Problem to solve = Please write the listing below out again exactly, leaving every picture behind.
******************************
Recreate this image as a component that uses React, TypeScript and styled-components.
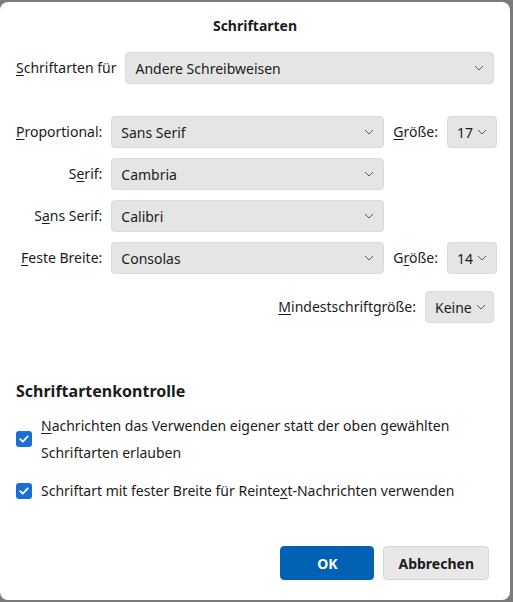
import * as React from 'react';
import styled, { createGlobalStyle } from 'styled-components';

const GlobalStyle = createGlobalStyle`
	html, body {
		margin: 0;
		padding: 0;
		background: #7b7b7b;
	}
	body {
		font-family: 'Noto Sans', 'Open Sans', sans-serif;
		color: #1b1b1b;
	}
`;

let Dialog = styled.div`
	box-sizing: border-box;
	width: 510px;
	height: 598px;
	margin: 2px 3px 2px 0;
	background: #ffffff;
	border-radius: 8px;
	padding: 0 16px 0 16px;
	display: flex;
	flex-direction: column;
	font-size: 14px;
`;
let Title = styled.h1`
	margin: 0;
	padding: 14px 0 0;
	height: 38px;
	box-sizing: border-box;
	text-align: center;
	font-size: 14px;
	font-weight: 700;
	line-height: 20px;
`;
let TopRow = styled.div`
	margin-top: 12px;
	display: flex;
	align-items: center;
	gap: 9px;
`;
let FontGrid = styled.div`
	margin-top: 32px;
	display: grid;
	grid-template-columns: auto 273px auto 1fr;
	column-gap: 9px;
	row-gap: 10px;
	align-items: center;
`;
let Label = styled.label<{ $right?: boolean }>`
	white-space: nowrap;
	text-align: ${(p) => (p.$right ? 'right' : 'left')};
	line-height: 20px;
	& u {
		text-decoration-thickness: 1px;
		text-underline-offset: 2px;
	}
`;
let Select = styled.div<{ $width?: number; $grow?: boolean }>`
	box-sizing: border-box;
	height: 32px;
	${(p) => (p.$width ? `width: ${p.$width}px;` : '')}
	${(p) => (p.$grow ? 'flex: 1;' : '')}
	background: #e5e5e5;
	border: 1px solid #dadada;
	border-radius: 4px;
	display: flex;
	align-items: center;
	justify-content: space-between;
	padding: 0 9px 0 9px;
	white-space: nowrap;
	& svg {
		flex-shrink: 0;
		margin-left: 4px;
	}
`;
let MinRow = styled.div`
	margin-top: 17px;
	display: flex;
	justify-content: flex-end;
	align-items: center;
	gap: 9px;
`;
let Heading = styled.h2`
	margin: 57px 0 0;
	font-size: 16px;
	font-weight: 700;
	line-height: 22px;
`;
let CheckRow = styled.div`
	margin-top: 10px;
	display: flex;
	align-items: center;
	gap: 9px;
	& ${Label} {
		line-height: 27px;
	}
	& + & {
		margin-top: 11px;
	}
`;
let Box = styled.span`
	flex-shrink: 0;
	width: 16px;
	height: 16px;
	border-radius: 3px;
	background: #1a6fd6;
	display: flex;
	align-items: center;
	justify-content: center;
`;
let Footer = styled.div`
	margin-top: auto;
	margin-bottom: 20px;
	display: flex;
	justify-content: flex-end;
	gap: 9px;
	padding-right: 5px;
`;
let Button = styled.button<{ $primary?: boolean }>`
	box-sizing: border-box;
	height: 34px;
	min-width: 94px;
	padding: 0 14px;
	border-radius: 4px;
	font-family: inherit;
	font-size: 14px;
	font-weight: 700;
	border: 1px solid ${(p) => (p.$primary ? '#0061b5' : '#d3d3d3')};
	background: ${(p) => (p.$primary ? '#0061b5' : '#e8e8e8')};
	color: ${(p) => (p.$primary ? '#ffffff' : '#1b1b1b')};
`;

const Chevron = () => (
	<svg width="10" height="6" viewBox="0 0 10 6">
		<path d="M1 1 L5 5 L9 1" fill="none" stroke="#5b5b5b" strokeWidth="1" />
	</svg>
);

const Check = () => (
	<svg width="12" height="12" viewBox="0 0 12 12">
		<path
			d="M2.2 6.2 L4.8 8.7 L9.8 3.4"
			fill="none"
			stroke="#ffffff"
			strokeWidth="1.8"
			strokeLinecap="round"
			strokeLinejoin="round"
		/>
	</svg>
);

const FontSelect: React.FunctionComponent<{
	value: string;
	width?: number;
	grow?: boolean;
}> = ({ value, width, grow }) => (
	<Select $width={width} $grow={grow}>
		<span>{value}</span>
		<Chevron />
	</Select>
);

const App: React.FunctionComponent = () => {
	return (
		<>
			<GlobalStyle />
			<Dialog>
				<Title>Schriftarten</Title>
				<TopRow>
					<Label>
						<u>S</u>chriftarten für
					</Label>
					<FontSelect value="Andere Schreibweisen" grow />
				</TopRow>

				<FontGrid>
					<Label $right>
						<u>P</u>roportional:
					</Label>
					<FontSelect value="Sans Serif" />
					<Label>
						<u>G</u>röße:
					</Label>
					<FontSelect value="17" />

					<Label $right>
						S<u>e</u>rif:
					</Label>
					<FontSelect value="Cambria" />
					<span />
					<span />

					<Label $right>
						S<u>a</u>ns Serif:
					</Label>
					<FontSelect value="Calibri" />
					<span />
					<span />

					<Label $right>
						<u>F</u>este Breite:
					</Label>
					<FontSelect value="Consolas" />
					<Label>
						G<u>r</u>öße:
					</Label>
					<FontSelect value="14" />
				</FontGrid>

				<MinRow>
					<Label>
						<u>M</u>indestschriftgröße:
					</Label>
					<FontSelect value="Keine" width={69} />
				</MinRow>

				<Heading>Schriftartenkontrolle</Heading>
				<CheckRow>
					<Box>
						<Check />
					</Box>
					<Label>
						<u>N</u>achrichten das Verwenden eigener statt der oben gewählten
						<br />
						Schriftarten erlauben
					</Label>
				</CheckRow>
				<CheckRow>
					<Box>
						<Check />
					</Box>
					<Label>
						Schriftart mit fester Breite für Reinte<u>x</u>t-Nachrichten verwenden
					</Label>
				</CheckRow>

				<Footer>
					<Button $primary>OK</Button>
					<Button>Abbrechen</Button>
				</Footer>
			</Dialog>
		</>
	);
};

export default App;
******************************
Complete answer =
Recreate this image as a component that uses React, TypeScript and styled-components.
import * as React from 'react';
import styled, { createGlobalStyle } from 'styled-components';

const GlobalStyle = createGlobalStyle`
	html, body {
		margin: 0;
		padding: 0;
		background: #7b7b7b;
	}
	body {
		font-family: 'Noto Sans', 'Open Sans', sans-serif;
		color: #1b1b1b;
	}
`;

let Dialog = styled.div`
	box-sizing: border-box;
	width: 510px;
	height: 598px;
	margin: 2px 3px 2px 0;
	background: #ffffff;
	border-radius: 8px;
	padding: 0 16px 0 16px;
	display: flex;
	flex-direction: column;
	font-size: 14px;
`;
let Title = styled.h1`
	margin: 0;
	padding: 14px 0 0;
	height: 38px;
	box-sizing: border-box;
	text-align: center;
	font-size: 14px;
	font-weight: 700;
	line-height: 20px;
`;
let TopRow = styled.div`
	margin-top: 12px;
	display: flex;
	align-items: center;
	gap: 9px;
`;
let FontGrid = styled.div`
	margin-top: 32px;
	display: grid;
	grid-template-columns: auto 273px auto 1fr;
	column-gap: 9px;
	row-gap: 10px;
	align-items: center;
`;
let Label = styled.label<{ $right?: boolean }>`
	white-space: nowrap;
	text-align: ${(p) => (p.$right ? 'right' : 'left')};
	line-height: 20px;
	& u {
		text-decoration-thickness: 1px;
		text-underline-offset: 2px;
	}
`;
let Select = styled.div<{ $width?: number; $grow?: boolean }>`
	box-sizing: border-box;
	height: 32px;
	${(p) => (p.$width ? `width: ${p.$width}px;` : '')}
	${(p) => (p.$grow ? 'flex: 1;' : '')}
	background: #e5e5e5;
	border: 1px solid #dadada;
	border-radius: 4px;
	display: flex;
	align-items: center;
	justify-content: space-between;
	padding: 0 9px 0 9px;
	white-space: nowrap;
	& svg {
		flex-shrink: 0;
		margin-left: 4px;
	}
`;
let MinRow = styled.div`
	margin-top: 17px;
	display: flex;
	justify-content: flex-end;
	align-items: center;
	gap: 9px;
`;
let Heading = styled.h2`
	margin: 57px 0 0;
	font-size: 16px;
	font-weight: 700;
	line-height: 22px;
`;
let CheckRow = styled.div`
	margin-top: 10px;
	display: flex;
	align-items: center;
	gap: 9px;
	& ${Label} {
		line-height: 27px;
	}
	& + & {
		margin-top: 11px;
	}
`;
let Box = styled.span`
	flex-shrink: 0;
	width: 16px;
	height: 16px;
	border-radius: 3px;
	background: #1a6fd6;
	display: flex;
	align-items: center;
	justify-content: center;
`;
let Footer = styled.div`
	margin-top: auto;
	margin-bottom: 20px;
	display: flex;
	justify-content: flex-end;
	gap: 9px;
	padding-right: 5px;
`;
let Button = styled.button<{ $primary?: boolean }>`
	box-sizing: border-box;
	height: 34px;
	min-width: 94px;
	padding: 0 14px;
	border-radius: 4px;
	font-family: inherit;
	font-size: 14px;
	font-weight: 700;
	border: 1px solid ${(p) => (p.$primary ? '#0061b5' : '#d3d3d3')};
	background: ${(p) => (p.$primary ? '#0061b5' : '#e8e8e8')};
	color: ${(p) => (p.$primary ? '#ffffff' : '#1b1b1b')};
`;

const Chevron = () => (
	<svg width="10" height="6" viewBox="0 0 10 6">
		<path d="M1 1 L5 5 L9 1" fill="none" stroke="#5b5b5b" strokeWidth="1" />
	</svg>
);

const Check = () => (
	<svg width="12" height="12" viewBox="0 0 12 12">
		<path
			d="M2.2 6.2 L4.8 8.7 L9.8 3.4"
			fill="none"
			stroke="#ffffff"
			strokeWidth="1.8"
			strokeLinecap="round"
			strokeLinejoin="round"
		/>
	</svg>
);

const FontSelect: React.FunctionComponent<{
	value: string;
	width?: number;
	grow?: boolean;
}> = ({ value, width, grow }) => (
	<Select $width={width} $grow={grow}>
		<span>{value}</span>
		<Chevron />
	</Select>
);

const App: React.FunctionComponent = () => {
	return (
		<>
			<GlobalStyle />
			<Dialog>
				<Title>Schriftarten</Title>
				<TopRow>
					<Label>
						<u>S</u>chriftarten für
					</Label>
					<FontSelect value="Andere Schreibweisen" grow />
				</TopRow>

				<FontGrid>
					<Label $right>
						<u>P</u>roportional:
					</Label>
					<FontSelect value="Sans Serif" />
					<Label>
						<u>G</u>röße:
					</Label>
					<FontSelect value="17" />

					<Label $right>
						S<u>e</u>rif:
					</Label>
					<FontSelect value="Cambria" />
					<span />
					<span />

					<Label $right>
						S<u>a</u>ns Serif:
					</Label>
					<FontSelect value="Calibri" />
					<span />
					<span />

					<Label $right>
						<u>F</u>este Breite:
					</Label>
					<FontSelect value="Consolas" />
					<Label>
						G<u>r</u>öße:
					</Label>
					<FontSelect value="14" />
				</FontGrid>

				<MinRow>
					<Label>
						<u>M</u>indestschriftgröße:
					</Label>
					<FontSelect value="Keine" width={69} />
				</MinRow>

				<Heading>Schriftartenkontrolle</Heading>
				<CheckRow>
					<Box>
						<Check />
					</Box>
					<Label>
						<u>N</u>achrichten das Verwenden eigener statt der oben gewählten
						<br />
						Schriftarten erlauben
					</Label>
				</CheckRow>
				<CheckRow>
					<Box>
						<Check />
					</Box>
					<Label>
						Schriftart mit fester Breite für Reinte<u>x</u>t-Nachrichten verwenden
					</Label>
				</CheckRow>

				<Footer>
					<Button $primary>OK</Button>
					<Button>Abbrechen</Button>
				</Footer>
			</Dialog>
		</>
	);
};

export default App;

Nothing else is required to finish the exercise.